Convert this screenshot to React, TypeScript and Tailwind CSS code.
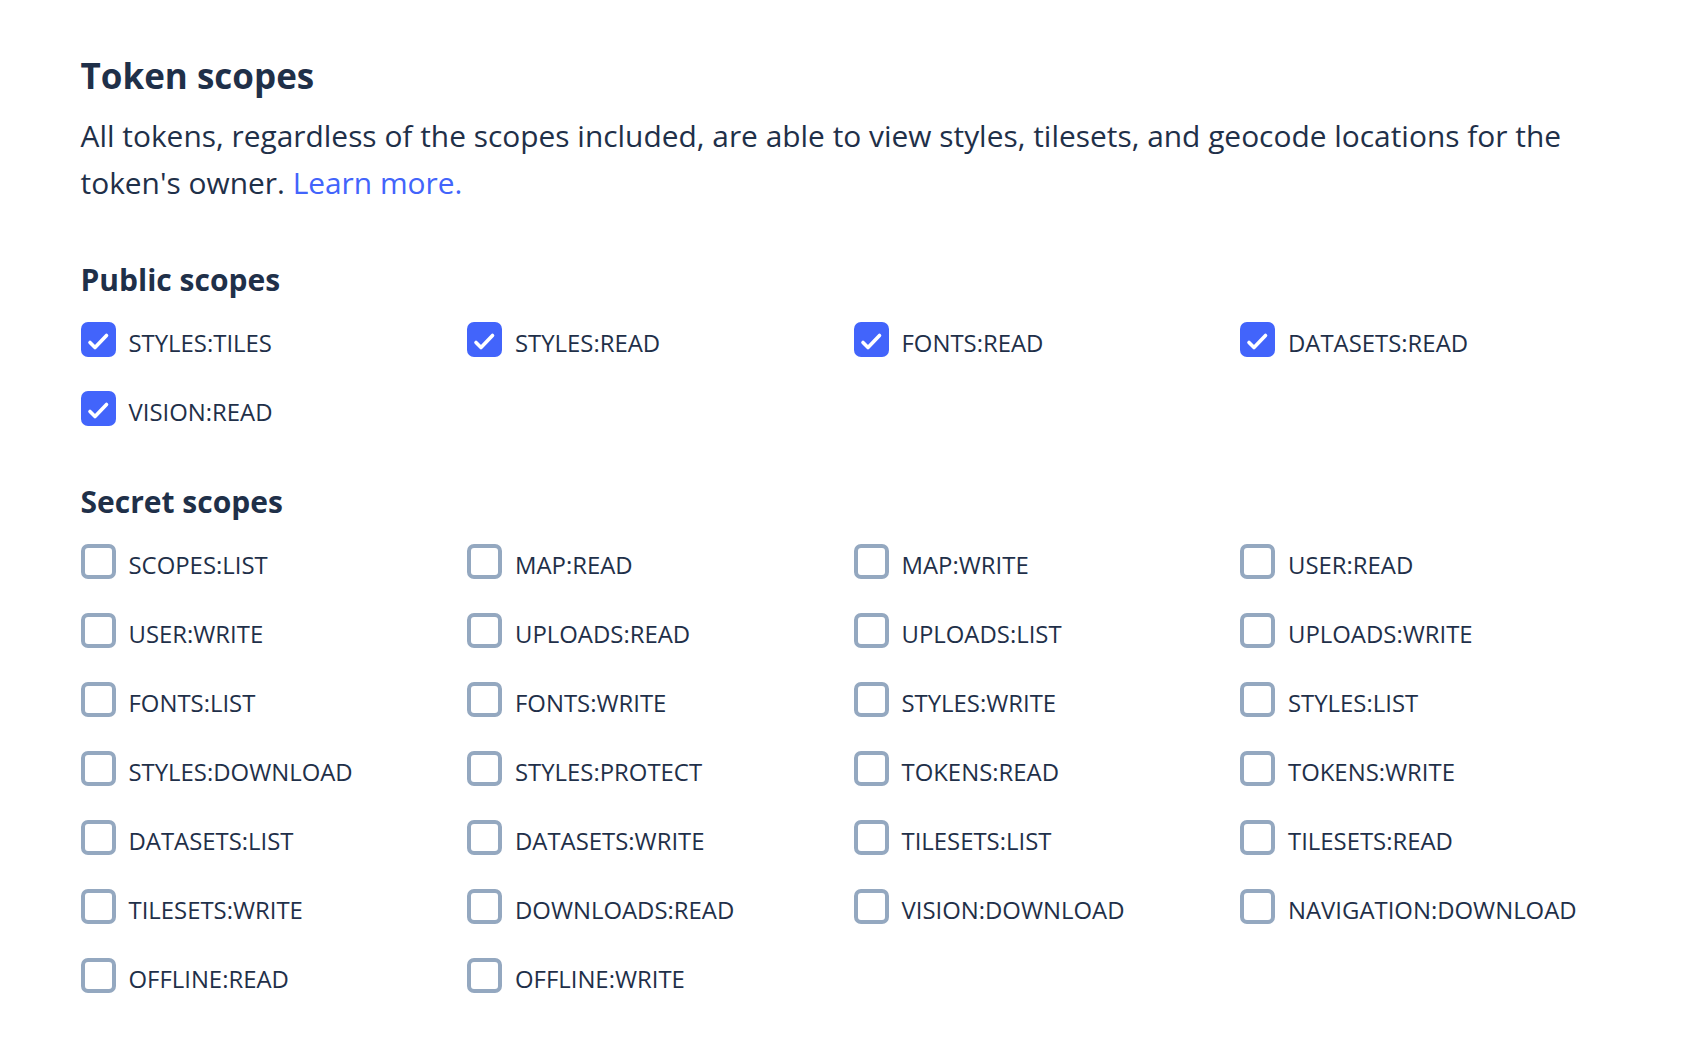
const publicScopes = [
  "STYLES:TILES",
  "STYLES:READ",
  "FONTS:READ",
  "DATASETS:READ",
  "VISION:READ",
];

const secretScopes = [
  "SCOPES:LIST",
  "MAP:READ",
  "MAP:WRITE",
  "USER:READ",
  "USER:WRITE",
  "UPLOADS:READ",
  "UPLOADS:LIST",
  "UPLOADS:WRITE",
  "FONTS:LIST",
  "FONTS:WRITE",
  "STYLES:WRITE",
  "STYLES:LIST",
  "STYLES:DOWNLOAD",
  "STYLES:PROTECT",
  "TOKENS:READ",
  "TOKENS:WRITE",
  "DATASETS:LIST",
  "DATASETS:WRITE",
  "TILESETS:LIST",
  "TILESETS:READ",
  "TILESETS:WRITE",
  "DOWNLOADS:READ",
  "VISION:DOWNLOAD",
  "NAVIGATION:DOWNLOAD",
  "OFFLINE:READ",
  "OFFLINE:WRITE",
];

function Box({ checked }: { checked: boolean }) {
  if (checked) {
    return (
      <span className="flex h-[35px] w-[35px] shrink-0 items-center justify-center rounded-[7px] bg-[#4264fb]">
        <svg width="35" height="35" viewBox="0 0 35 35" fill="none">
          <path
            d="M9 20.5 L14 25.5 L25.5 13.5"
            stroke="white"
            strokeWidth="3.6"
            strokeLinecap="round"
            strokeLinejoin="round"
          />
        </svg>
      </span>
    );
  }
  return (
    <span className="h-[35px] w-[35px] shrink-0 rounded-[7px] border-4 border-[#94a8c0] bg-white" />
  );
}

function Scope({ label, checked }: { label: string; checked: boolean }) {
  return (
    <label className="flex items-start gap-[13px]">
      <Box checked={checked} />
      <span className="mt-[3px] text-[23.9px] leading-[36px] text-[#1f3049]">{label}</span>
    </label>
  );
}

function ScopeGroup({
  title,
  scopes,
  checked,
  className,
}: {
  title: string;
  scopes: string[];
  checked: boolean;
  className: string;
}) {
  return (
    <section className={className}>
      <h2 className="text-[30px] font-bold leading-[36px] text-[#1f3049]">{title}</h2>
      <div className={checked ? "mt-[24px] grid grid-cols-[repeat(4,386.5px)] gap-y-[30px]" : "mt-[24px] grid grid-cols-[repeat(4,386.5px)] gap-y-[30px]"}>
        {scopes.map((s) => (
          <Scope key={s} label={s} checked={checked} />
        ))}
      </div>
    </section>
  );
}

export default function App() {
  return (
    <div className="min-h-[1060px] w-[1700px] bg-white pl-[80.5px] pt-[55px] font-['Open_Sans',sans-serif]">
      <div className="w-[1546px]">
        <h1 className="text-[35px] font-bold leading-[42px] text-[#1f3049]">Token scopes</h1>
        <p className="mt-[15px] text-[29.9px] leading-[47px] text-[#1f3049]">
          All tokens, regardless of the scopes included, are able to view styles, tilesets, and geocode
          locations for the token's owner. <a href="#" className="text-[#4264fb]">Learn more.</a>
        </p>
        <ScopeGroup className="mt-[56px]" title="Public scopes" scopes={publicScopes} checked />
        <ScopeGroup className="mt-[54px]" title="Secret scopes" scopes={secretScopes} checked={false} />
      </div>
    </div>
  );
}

-*-*-

● **GOAL**
Restate the whole of the material word for word without the pictures.

● **FINAL RESULT**
Convert this screenshot to React, TypeScript and Tailwind CSS code.
const publicScopes = [
  "STYLES:TILES",
  "STYLES:READ",
  "FONTS:READ",
  "DATASETS:READ",
  "VISION:READ",
];

const secretScopes = [
  "SCOPES:LIST",
  "MAP:READ",
  "MAP:WRITE",
  "USER:READ",
  "USER:WRITE",
  "UPLOADS:READ",
  "UPLOADS:LIST",
  "UPLOADS:WRITE",
  "FONTS:LIST",
  "FONTS:WRITE",
  "STYLES:WRITE",
  "STYLES:LIST",
  "STYLES:DOWNLOAD",
  "STYLES:PROTECT",
  "TOKENS:READ",
  "TOKENS:WRITE",
  "DATASETS:LIST",
  "DATASETS:WRITE",
  "TILESETS:LIST",
  "TILESETS:READ",
  "TILESETS:WRITE",
  "DOWNLOADS:READ",
  "VISION:DOWNLOAD",
  "NAVIGATION:DOWNLOAD",
  "OFFLINE:READ",
  "OFFLINE:WRITE",
];

function Box({ checked }: { checked: boolean }) {
  if (checked) {
    return (
      <span className="flex h-[35px] w-[35px] shrink-0 items-center justify-center rounded-[7px] bg-[#4264fb]">
        <svg width="35" height="35" viewBox="0 0 35 35" fill="none">
          <path
            d="M9 20.5 L14 25.5 L25.5 13.5"
            stroke="white"
            strokeWidth="3.6"
            strokeLinecap="round"
            strokeLinejoin="round"
          />
        </svg>
      </span>
    );
  }
  return (
    <span className="h-[35px] w-[35px] shrink-0 rounded-[7px] border-4 border-[#94a8c0] bg-white" />
  );
}

function Scope({ label, checked }: { label: string; checked: boolean }) {
  return (
    <label className="flex items-start gap-[13px]">
      <Box checked={checked} />
      <span className="mt-[3px] text-[23.9px] leading-[36px] text-[#1f3049]">{label}</span>
    </label>
  );
}

function ScopeGroup({
  title,
  scopes,
  checked,
  className,
}: {
  title: string;
  scopes: string[];
  checked: boolean;
  className: string;
}) {
  return (
    <section className={className}>
      <h2 className="text-[30px] font-bold leading-[36px] text-[#1f3049]">{title}</h2>
      <div className={checked ? "mt-[24px] grid grid-cols-[repeat(4,386.5px)] gap-y-[30px]" : "mt-[24px] grid grid-cols-[repeat(4,386.5px)] gap-y-[30px]"}>
        {scopes.map((s) => (
          <Scope key={s} label={s} checked={checked} />
        ))}
      </div>
    </section>
  );
}

export default function App() {
  return (
    <div className="min-h-[1060px] w-[1700px] bg-white pl-[80.5px] pt-[55px] font-['Open_Sans',sans-serif]">
      <div className="w-[1546px]">
        <h1 className="text-[35px] font-bold leading-[42px] text-[#1f3049]">Token scopes</h1>
        <p className="mt-[15px] text-[29.9px] leading-[47px] text-[#1f3049]">
          All tokens, regardless of the scopes included, are able to view styles, tilesets, and geocode
          locations for the token's owner. <a href="#" className="text-[#4264fb]">Learn more.</a>
        </p>
        <ScopeGroup className="mt-[56px]" title="Public scopes" scopes={publicScopes} checked />
        <ScopeGroup className="mt-[54px]" title="Secret scopes" scopes={secretScopes} checked={false} />
      </div>
    </div>
  );
}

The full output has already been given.